As if an unknown bird were the same an unknown fish. We know nothing about the Jub-Jub Bird, but we know it is not the Great Pink Sea Snail.

The way magic is handled in fiction, or is treated in real life by primitive folk who once believed in magic (or modern folk who still do), is not something anyone could mistake for a technology.  The whole approach is different.

In magic, the cosmos is alive. The cosmos is an living spirit or is guided by the spiritual.

Magic is always political, that is, asking a supernatural being to grant you favors or establish a contract or covenant, or perhaps domesticating something like a supernatural beast which is guided by passions and intentions. You sacrifice to it, or, on rare occasions threaten it, think the right thoughts or say the right things, and get something in return.

The spiritual character of the cosmos reacts to your character. Only the rightborn king can draw the magic sword, and only the pure can find the Holy Grail.

A living cosmos, or the living power running the cosmos, sometimes takes pity on the suffering, or delivers punishment to the wicked. Intentions matter.

In technology, the cosmos is dead. The cosmos is a machine.

Technology  is always mechanical. It manipulates the consistent causes and effects of matter and energy in motion.

A mechanical cosmos takes no notice whatever of any creatures trapped within, like rats locked in the grandfather clock. Should they deduce which springs and gears to prod, and see what wheels move in return, the cosmos will not heed nor stop them. Moreover, any one, for good or ill, who wishes the wheels to move can move them, provided only he knows how. Intentions never matter.

Psionics is an invention of the modern mind, an attempt to treat the living spirit world as if it were dead. It is a bastard stepchild, where all the things done by magic are done by a silent effort of will, often without the ritual sacrifices, prayers, amulets, or spells of magic.

Psionics is magical effects without magical causes, where ectoplasm, or some other brainwave-guided astral or aura energy is supposed to be the material substrate of spiritual effects. Psionic is the mechanical treatment of magic, treating an organism like a mechanism.

With this in mind, it can be seen that there is an unspoken assumption behind Clarke’s Dictum, that, if spoken, would be clearly ring false.

Mr. Clarke treats magic as abortive science, and it is the opposite. Magic is abortive religion: that is, it is idolatry, defined as the attempt to control and command, rather than serve and worship, the supernatural.

Clarke assumed (absurdly) that magicians attempt to understand nature in the fashion of scientists, and attribute spiritual causes to material effects only when the material causes are unknown. As if magic were merely a logical fallacy.

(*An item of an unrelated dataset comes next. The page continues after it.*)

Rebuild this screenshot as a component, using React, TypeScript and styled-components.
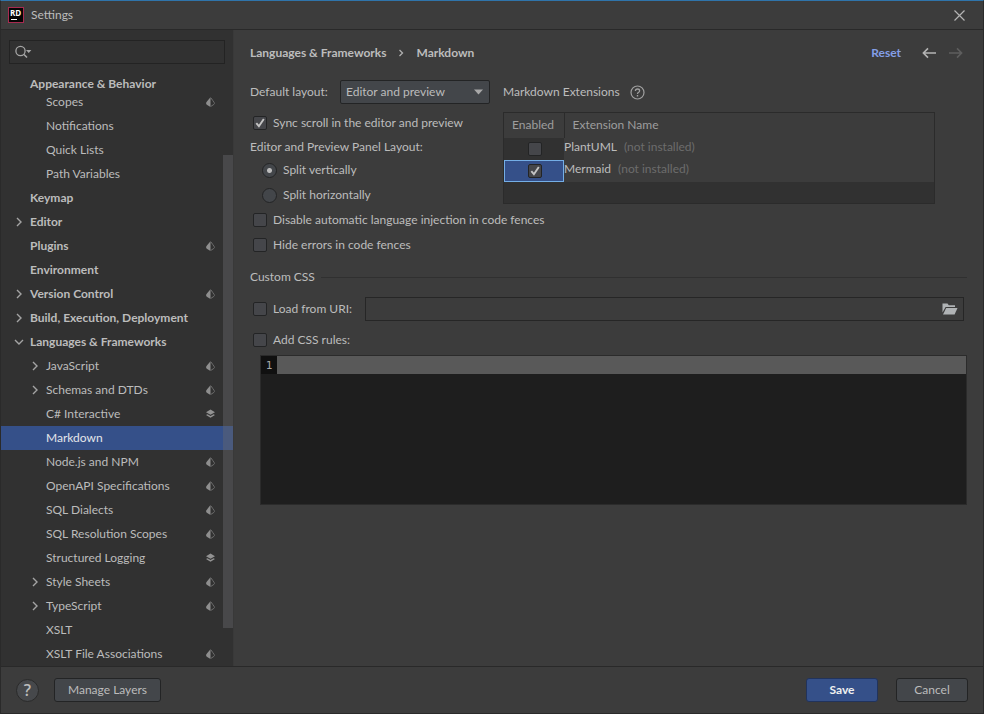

Magicians, real magicians, by which I mean idolaters (men who attempt to control the supernatural) correctly attribute spiritual causes to material effects both known and unknown, but these are final causes, not mechanical causes.

A magician is a character in a book who seeks to make a bargain with the author: I will sacrifice to you in Chapter Three if you let me defeat the hero and marry the heroine in Chapter Four.

Now, within the book, the defeat and the wedding will always take place by the cause and effect of events explained within the book: a horseshoe nail will be lost, a horse be lamed, and a messenger be delayed before battle, so the hero is killed before relief arrives, whereupon the girl, unable to pay the rent, must wed the villain to save the family farm.

But if it were possible for characters to make bargains with writers, the chain of cause and effect runs from the compact signed in blood between villain and writer, so that the writer does indeed write the events to lose a horseshoe nail, kill the hero, and make the farm rent suddenly due. The writer writes both the cause and the effect.

The writer is not himself a nail, a shoe, a horse, a lost message or any other cause within the causal chains within the book. The writer stands outside the book.

The writer is a supernatural being, a creator, as far as the characters in the book-world are concerned, because the book is their cosmos, their creation.

If Clark were correct, there is no writer, and the writing decisions are actually mere events in Chapter One not known to the characters in Chapter Two. This is an insane worldview, an insanity called atheism, which says that all events are events within the book, and everything in later chapters come only from events in earlier chapters, not from the mind of the creator.